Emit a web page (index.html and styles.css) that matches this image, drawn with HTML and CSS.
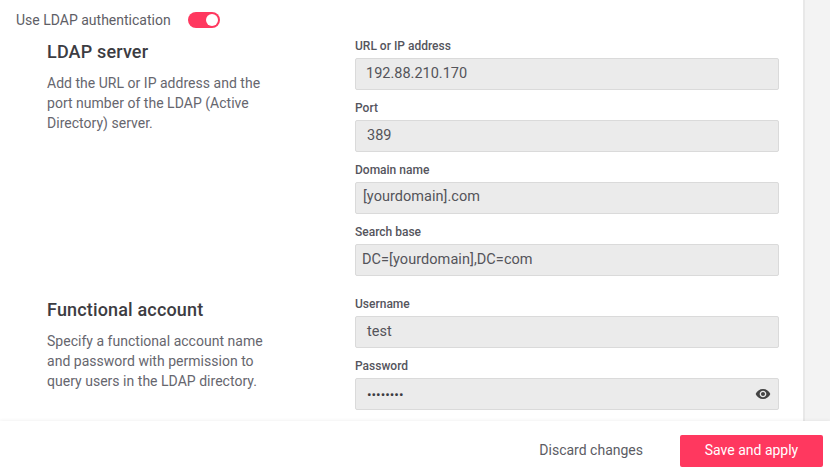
FILE: index.html
```html
<!DOCTYPE html>
<html lang="en">
<head>
<meta charset="utf-8">
<title>LDAP settings</title>
<link rel="stylesheet" href="styles.css">
</head>
<body>
<div class="page">
  <div class="body">
    <main class="content">
      <div class="toggle-row">
        <span class="toggle-label">Use LDAP authentication</span>
        <span class="toggle"><span class="knob"></span></span>
      </div>
      <section class="section">
        <div class="intro">
          <h2>LDAP server</h2>
          <p>Add the URL or IP address and the port number of the LDAP (Active Directory) server.</p>
        </div>
        <div class="fields">
          <div class="field"><label>URL or IP address</label><div class="input">192.88.210.170</div></div>
          <div class="field"><label>Port</label><div class="input wide-pad">389</div></div>
          <div class="field"><label>Domain name</label><div class="input tight raised">[yourdomain].com</div></div>
          <div class="field"><label>Search base</label><div class="input tight flush">DC=[yourdomain],DC=com</div></div>
        </div>
      </section>
      <section class="section">
        <div class="intro">
          <h2>Functional account</h2>
          <p>Specify a functional account name and password with permission to query users in the LDAP directory.</p>
        </div>
        <div class="fields">
          <div class="field"><label>Username</label><div class="input wide-pad">test</div></div>
          <div class="field"><label>Password</label>
            <div class="input password"><span class="dots">••••••••</span>
              <svg class="eye" viewBox="0 0 24 24" width="16" height="16"><path fill="#444" d="M12 4.5C7 4.5 2.73 7.61 1 12c1.73 4.39 6 7.5 11 7.5s9.27-3.11 11-7.5c-1.73-4.39-6-7.5-11-7.5zM12 17c-2.76 0-5-2.24-5-5s2.24-5 5-5 5 2.24 5 5-2.24 5-5 5zm0-8c-1.66 0-3 1.34-3 3s1.34 3 3 3 3-1.34 3-3-1.34-3-3-3z"/></svg>
            </div>
          </div>
        </div>
      </section>
    </main>
    <aside class="rail"></aside>
  </div>
  <footer class="footer">
    <button class="discard" type="button">Discard changes</button>
    <button class="save" type="button">Save and apply</button>
  </footer>
</div>
</body>
</html>
```
FILE: styles.css
```css
* { box-sizing: border-box; }
html, body { margin: 0; height: 100%; overflow: hidden; background: #fff; }
body { font-family: Roboto, "Liberation Sans", sans-serif; color: #5c5c64; }
.page { display: flex; flex-direction: column; height: 473px; }
.body { flex: 1; display: flex; min-height: 0; }
.content { flex: 1; min-width: 0; padding: 10px 24px 0 16px; }
.rail { width: 27px; background: #f3f3f3; border-left: 2px solid #e8e8e8; }
.toggle-row { display: flex; align-items: center; height: 20px; }
.toggle-label { font-size: 14px; line-height: 20px; width: 172px; color: #5e5e66; }
.toggle { width: 32px; height: 16px; border-radius: 8px; background: #ff385f; display: flex; justify-content: flex-end; align-items: center; padding-right: 2px; }
.knob { width: 12px; height: 12px; border-radius: 50%; background: #fff; }
.section { display: flex; margin-top: 8px; padding-left: 31px; }
.section + .section { margin-top: 10px; }
.intro { width: 308px; flex: none; padding-top: 2px; }
.intro h2 { margin: 0 0 9px; font-size: 18px; line-height: 24px; font-weight: 500; letter-spacing: 0.16px; color: #3c3c42; }
.intro p { margin: 0; width: 225px; font-size: 14px; line-height: 20px; letter-spacing: 0.02px; color: #66666e; }
.fields { flex: 1; min-width: 0; }
.field { margin-bottom: 10px; }
.field label { display: block; font-size: 12px; line-height: 16px; font-weight: 500; color: #55555d; margin-bottom: 4px; }
.input { height: 32px; background: #ebebeb; border: 1px solid #dadada; border-radius: 2px; padding: 0 10px; font-size: 14.5px; line-height: 30px; color: #54545a; }
.input.wide-pad { padding-left: 11px; }
.input.tight { padding-left: 7px; letter-spacing: 0.03px; }
.input.raised { line-height: 28px; }
.input.flush { padding-left: 6px; letter-spacing: 0.06px; }
.password { display: flex; align-items: center; justify-content: space-between; padding-right: 7px; }
.dots { font-size: 13.5px; color: #3c3c42; padding-left: 1px; }
.eye { display: block; }
.footer { height: 52px; flex: none; display: flex; justify-content: flex-end; align-items: flex-start; gap: 37px; padding: 14px 7px 0 0; background: #fff; box-shadow: 0 -1px 3px rgba(0,0,0,.05); position: relative; }
.footer button { font-family: inherit; font-size: 14px; height: 32px; border: 0; padding: 0 0 2px; cursor: pointer; }
.discard { background: none; color: #5c5c64; }
.save { width: 143px; background: #ff385f; color: #fff; border-radius: 2px; }
```
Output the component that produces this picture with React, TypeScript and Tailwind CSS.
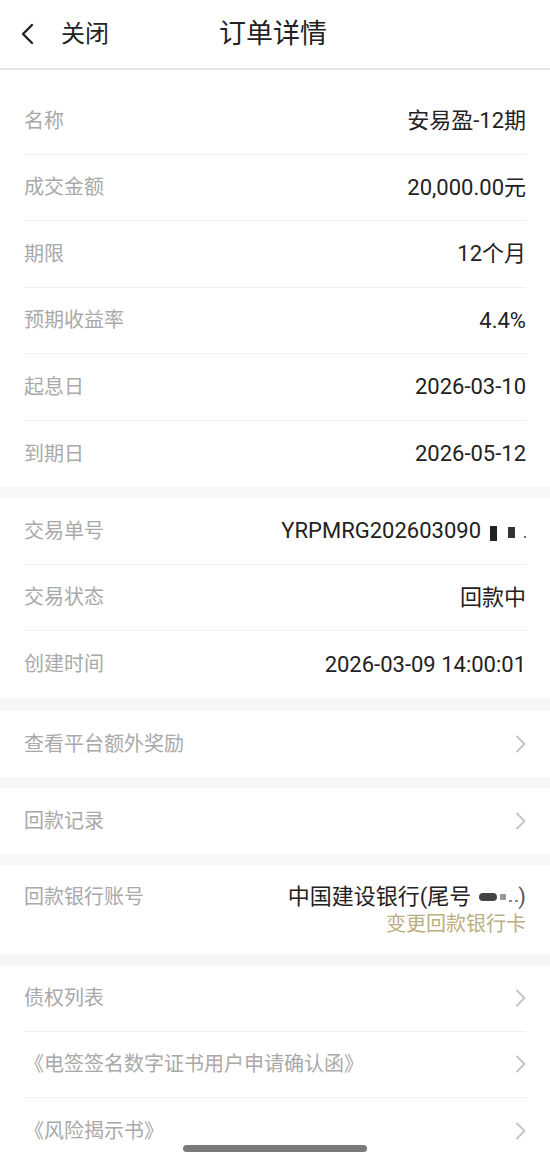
import React from "react";

const font = { fontFamily: '"Roboto", "Noto Sans CJK SC", sans-serif' };

const Chevron = () => (
  <svg width="14" height="20" viewBox="0 0 14 20" fill="none" className="-mr-[2px] shrink-0">
    <path d="M3 2.5l7.5 7.5L3 17.5" stroke="#c6c6c6" strokeWidth="2" strokeLinecap="round" strokeLinejoin="round" />
  </svg>
);

const Row = ({ label, value, last }: { label: string; value: React.ReactNode; last?: boolean }) => (
  <div className={`mx-6 flex h-[66.5px] items-center justify-between ${last ? "" : "border-b border-[#f0f0f0]"}`}>
    <span className="text-[20px] text-[#a9a9a9]">{label}</span>
    <span className="text-[22px] text-[#222]">{value}</span>
  </div>
);

const LinkRow = ({ label, last }: { label: string; last?: boolean }) => (
  <div className={`mx-6 flex h-[66px] items-center justify-between ${last ? "" : "border-b border-[#f0f0f0]"}`}>
    <span className="text-[20px] text-[#a9a9a9]">{label}</span>
    <Chevron />
  </div>
);

export default function App() {
  return (
    <div className="relative h-[1163px] w-[550px] overflow-hidden bg-[#f7f7f7]" style={font}>
      <header className="flex h-[70px] items-center border-b-2 border-[#e4e4e4] bg-white">
        <div className="flex w-[130px] items-center pl-5">
          <svg width="14" height="22" viewBox="0 0 14 22" fill="none">
            <path d="M12 2L3 11l9 9" stroke="#222" strokeWidth="2.4" strokeLinecap="round" strokeLinejoin="round" />
          </svg>
          <span className="ml-[27px] text-[24px] text-[#222]">关闭</span>
        </div>
        <h1 className="ml-[89px] text-[27px] text-[#222]">订单详情</h1>
      </header>

      <section className="bg-white pt-[18px]">
        <Row label="名称" value="安易盈-12期" />
        <Row label="成交金额" value="20,000.00元" />
        <Row label="期限" value="12个月" />
        <Row label="预期收益率" value="4.4%" />
        <Row label="起息日" value="2026-03-10" />
        <Row label="到期日" value="2026-05-12" last />
      </section>

      <section className="mt-[11px] bg-white">
        <Row
          label="交易单号"
          value={
            <span className="flex items-center">
              YRPMRG20260309<span className="-mr-[3px]">0</span>
              <span className="ml-3 inline-block h-[15px] w-[7px] translate-y-[3px] bg-[#222]" />
              <span className="ml-[11px] inline-block h-[11px] w-[7px] translate-y-[2px] bg-[#333]" />
              <span className="ml-[9px] inline-block h-[2px] w-[2px] translate-y-[6px] bg-[#666]" />
            </span>
          }
        />
        <Row label="交易状态" value="回款中" />
        <Row label="创建时间" value="2026-03-09 14:00:01" last />
      </section>

      <section className="mt-[13px] bg-white">
        <LinkRow label="查看平台额外奖励" last />
      </section>

      <section className="mt-[11px] bg-white">
        <LinkRow label="回款记录" last />
      </section>

      <section className="mt-[11px] flex h-[89px] justify-between bg-white px-6 pt-[18px]">
        <span className="text-[20px] leading-[28px] text-[#a9a9a9]">回款银行账号</span>
        <div className="flex flex-col items-end">
          <span className="flex items-center text-[22px] leading-[28px] text-[#222]">
            中国建设银行(尾号
            <span className="ml-2 inline-block h-[8px] w-[18px] rounded-sm bg-[#444]" />
            <span className="ml-[3px] inline-block h-[6px] w-[6px] bg-[#999]" />
            <span className="ml-[3px] inline-block h-[2px] w-[3px] translate-y-[4px] bg-[#888]" />
            <span className="ml-[3px] inline-block h-[2px] w-[3px] translate-y-[4px] bg-[#888]" />
            <span className="text-[#555]">)</span>
          </span>
          <span className="text-[20px] leading-[26px] text-[#bcae80]">变更回款银行卡</span>
        </div>
      </section>

      <section className="mt-[12px] bg-white">
        <LinkRow label="债权列表" />
        <LinkRow label="《电签签名数字证书用户申请确认函》" />
        <LinkRow label="《风险揭示书》" last />
      </section>

      <div className="absolute bottom-[11px] left-[183px] h-[7px] w-[184px] rounded-full bg-[#7a7a7a]" />
    </div>
  );
}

==================================================

**Stated goal**
From the entries above, select each line containing the string "that".

**The response**
Emit a web page (index.html and styles.css) that matches this image, drawn with HTML and CSS.
Output the component that produces this picture with React, TypeScript and Tailwind CSS.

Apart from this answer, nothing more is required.